Francisco Javier Zarzalejos Nieto (/es/; born 1960) is a Spanish civil servant and politician who has been serving as a Member of the European Parliament since 2019.

== Early life and education ==
Born on 6 June 1960, in Bilbao, son to José Antonio Zarzalejos Altares, the Civil Governor of Biscay during the Spanish Transition. He is the brother of the journalists Charo Zarzalejos and José Antonio Zarzalejos. After Zarzalejos earned a licentiate degree in Law at the University of Deusto,

== Career in the public sector ==
Zarzalejos joined the High Corps of State's Civil Administrators in 1984.
From 1996 to 2004 Zarzalejos served as Secretary General of the Cabinet Office of Prime Minister José María Aznar.

Zarzalejos has been secretary general of the Foundation for Social Analysis and Studies (FAES) think tank since 2012, where he previously held the positions of director of the Constitution and Institutions Unit, and editor of the in-house publication Cuadernos de Pensamiento Político.

== Political career ==
Included in the 6th place of the People's Party (PP) list for the 2019 European Parliament election in Spain, Zarzalejos was elected MEP for the 2019–2024 term.

In parliament, Zarzalejos is part of the European People's Party (EPP) political group.

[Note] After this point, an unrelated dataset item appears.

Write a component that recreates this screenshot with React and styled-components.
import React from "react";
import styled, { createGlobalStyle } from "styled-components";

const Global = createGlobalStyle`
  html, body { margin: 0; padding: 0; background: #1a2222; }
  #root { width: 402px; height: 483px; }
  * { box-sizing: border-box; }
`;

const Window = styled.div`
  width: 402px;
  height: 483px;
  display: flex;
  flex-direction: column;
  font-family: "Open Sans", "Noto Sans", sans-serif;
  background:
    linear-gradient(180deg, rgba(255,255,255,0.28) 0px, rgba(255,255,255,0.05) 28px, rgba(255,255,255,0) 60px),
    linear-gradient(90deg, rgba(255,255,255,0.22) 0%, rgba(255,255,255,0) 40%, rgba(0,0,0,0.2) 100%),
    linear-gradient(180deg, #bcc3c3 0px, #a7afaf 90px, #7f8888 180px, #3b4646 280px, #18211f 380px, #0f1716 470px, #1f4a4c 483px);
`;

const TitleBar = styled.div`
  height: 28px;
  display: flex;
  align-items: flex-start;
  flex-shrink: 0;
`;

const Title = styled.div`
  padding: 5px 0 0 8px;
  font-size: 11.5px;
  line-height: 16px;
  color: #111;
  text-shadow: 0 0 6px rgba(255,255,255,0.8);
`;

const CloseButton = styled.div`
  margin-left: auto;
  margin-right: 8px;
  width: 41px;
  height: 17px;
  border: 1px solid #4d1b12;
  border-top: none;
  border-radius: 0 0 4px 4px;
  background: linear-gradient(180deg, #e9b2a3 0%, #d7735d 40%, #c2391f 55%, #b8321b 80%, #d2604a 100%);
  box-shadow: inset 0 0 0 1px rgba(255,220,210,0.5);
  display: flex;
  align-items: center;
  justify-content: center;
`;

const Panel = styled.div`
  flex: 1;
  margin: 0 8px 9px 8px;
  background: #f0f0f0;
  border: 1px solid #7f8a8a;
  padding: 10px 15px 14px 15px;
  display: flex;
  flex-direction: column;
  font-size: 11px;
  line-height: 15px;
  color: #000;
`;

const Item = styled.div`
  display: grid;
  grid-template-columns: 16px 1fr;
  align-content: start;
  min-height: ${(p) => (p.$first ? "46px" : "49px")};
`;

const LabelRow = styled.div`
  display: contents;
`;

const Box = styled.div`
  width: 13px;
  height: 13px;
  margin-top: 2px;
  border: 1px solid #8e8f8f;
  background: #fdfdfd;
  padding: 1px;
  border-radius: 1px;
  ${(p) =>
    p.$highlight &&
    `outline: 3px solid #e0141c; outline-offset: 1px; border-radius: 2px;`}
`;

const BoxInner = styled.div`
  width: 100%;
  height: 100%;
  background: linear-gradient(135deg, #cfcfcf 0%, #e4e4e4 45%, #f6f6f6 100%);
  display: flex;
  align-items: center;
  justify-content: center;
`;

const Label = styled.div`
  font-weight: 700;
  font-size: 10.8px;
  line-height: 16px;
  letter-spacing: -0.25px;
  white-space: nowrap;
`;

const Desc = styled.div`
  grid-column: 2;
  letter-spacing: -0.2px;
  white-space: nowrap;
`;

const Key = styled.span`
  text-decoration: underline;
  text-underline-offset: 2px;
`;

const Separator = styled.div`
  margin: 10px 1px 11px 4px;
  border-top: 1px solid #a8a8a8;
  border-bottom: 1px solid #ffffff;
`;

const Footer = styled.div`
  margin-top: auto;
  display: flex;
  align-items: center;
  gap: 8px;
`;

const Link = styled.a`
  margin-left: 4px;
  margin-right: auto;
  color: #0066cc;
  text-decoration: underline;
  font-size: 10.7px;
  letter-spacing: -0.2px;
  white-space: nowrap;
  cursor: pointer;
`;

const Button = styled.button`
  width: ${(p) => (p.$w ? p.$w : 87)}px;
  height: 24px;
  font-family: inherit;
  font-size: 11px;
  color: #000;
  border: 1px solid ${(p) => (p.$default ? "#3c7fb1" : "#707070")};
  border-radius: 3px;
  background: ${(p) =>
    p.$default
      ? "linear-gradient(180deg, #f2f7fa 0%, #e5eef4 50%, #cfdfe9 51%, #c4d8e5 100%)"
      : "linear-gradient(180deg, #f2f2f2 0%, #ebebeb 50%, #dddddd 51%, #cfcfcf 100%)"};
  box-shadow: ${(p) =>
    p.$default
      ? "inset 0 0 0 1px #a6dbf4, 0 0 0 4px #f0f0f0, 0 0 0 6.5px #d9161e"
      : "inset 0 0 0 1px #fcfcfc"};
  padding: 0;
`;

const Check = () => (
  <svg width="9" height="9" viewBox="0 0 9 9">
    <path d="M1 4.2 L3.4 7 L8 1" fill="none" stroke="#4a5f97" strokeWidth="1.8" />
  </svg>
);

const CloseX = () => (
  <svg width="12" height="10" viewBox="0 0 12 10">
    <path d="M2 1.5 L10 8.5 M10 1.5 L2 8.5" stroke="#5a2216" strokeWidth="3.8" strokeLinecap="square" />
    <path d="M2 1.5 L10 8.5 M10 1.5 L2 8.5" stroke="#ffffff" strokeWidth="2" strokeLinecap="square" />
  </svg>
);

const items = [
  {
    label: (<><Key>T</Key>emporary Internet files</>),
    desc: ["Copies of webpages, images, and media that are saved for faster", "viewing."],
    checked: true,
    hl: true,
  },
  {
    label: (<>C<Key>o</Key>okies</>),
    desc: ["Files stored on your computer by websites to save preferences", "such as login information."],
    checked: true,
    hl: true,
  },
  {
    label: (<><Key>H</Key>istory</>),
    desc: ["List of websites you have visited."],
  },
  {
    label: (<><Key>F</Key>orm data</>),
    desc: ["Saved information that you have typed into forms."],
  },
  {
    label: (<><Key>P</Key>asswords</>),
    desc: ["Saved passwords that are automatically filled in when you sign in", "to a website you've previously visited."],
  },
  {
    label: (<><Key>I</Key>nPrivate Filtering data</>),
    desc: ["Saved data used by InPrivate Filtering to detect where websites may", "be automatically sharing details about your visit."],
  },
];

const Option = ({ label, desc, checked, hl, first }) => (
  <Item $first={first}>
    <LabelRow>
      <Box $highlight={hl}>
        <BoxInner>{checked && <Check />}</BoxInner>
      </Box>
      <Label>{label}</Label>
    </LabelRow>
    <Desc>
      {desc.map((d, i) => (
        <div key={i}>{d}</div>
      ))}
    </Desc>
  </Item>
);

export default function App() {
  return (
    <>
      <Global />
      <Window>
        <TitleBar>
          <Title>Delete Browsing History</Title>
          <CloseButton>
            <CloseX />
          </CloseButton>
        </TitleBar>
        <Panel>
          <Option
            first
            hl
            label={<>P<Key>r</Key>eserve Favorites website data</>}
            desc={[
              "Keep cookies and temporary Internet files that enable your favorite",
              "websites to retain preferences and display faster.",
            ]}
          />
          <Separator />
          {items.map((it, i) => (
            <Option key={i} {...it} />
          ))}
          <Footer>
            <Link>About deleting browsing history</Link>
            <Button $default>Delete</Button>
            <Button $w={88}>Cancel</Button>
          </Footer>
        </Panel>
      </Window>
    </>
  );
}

He serves on the Committee on Civil Liberties, Justice and Home Affairs (LIBE). In this capacity, he was the parliament’s rapporteur on a 2021 proposal to expand Europol’s ability to process large data sets and exchange information with private companies.

From 2019 until 2020, Zarzalejos was also a member of the Committee on Fisheries. In addition to his committee assignments, he is part of the parliament's delegation for relations with Canada (D-CA) and the European Parliament Intergroup on Anti-Corruption.